Broadening Horizons: Undergrads try their hands at consulting

May 18, 2017

Rohan Gupta, Milena Nino, and Michael Druckman

 

This spring, three junior ChemBE majors tested their consulting chops through a series of student consulting club case competitions, placing first in one contest and second in another.

The competitions are designed to give students—both undergraduate and graduate—real-world consulting experience as well as networking opportunities in the business world. Each team receives a challenge from a real company, and has 72 hours to devise a solution and create a 10- to 12-minute presentation to convince the company reps that their strategy is the way to go.

“You have to be pretty creative to win these, to stand out from the other teams,” says Michael Druckman ’18, a Livingston, NJ native minoring in entrepreneurship and management.

Johns Hopkins students run both the Hopkins Graduate Student Consulting Club, whose goal is to introduce students and staff to careers in management consulting, and the Johns Hopkins Undergraduate Consulting Club, which specializes in providing networking and career development opportunities for students interested in consulting. Both host case competitions, as well as other events, to expose students to life as a consultant and connect them with working professionals.

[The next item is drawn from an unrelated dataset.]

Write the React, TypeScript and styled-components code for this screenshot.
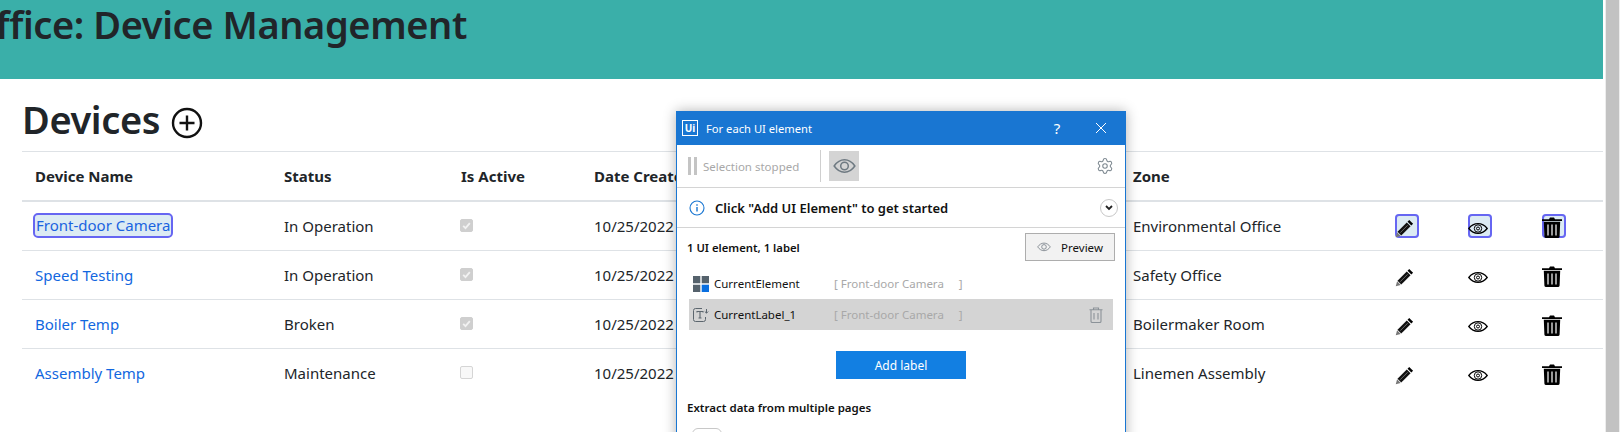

One of the challenges the ChemBE team—Team Homewood—took on was posed by the international firm Deloitte. Imagine the client is a federal agency that wants to initiate entrepreneurial growth in developing countries funded through American donors, Deloitte said. The team’s challenge was to create a secure app enabling donors to direct funds to recipients, a marketing plan to make both parties aware of the opportunity, and a creative, feasible implementation plan. Their presentation placed first.

Team members found themselves drawing on analytical skills honed in their ChemBE courses. “You have to use decision-making skills; you have to rely on making assumptions just like when you’re doing problem sets,” says Milena Nino ’18, from Whitehall, PA.

“The competitions call on both quantitative skills and soft skills like work ethic,” agrees Rohan Gupta ’18, of Auburn, AL, who is also minoring in entrepreneurship and management. “All three times we worked tirelessly for three days, and engineers definitely do this.”

Once the company delivers its challenge, team members must rapidly organize themselves to conduct research, develop a strategy, and plan a convincing presentation—all while continuing their regular schedule of classes, meetings, exams, and homework. Through hands-on business experience, the process gives students practice with skills they will need post-graduation, like creativity, communication, leadership, oral presentation, and teamwork.

It also gives them a window into some of the many options open to them with an engineering degree under their belt. ” Engineering students can have any job they want,” Druckman says. “The classes you take don’t define what job you can have.”

“It’s expanded my career options,” Nino agrees. “It’s given me more confidence, to come up with the presentation and think on the spot and work in high-pressure situations.”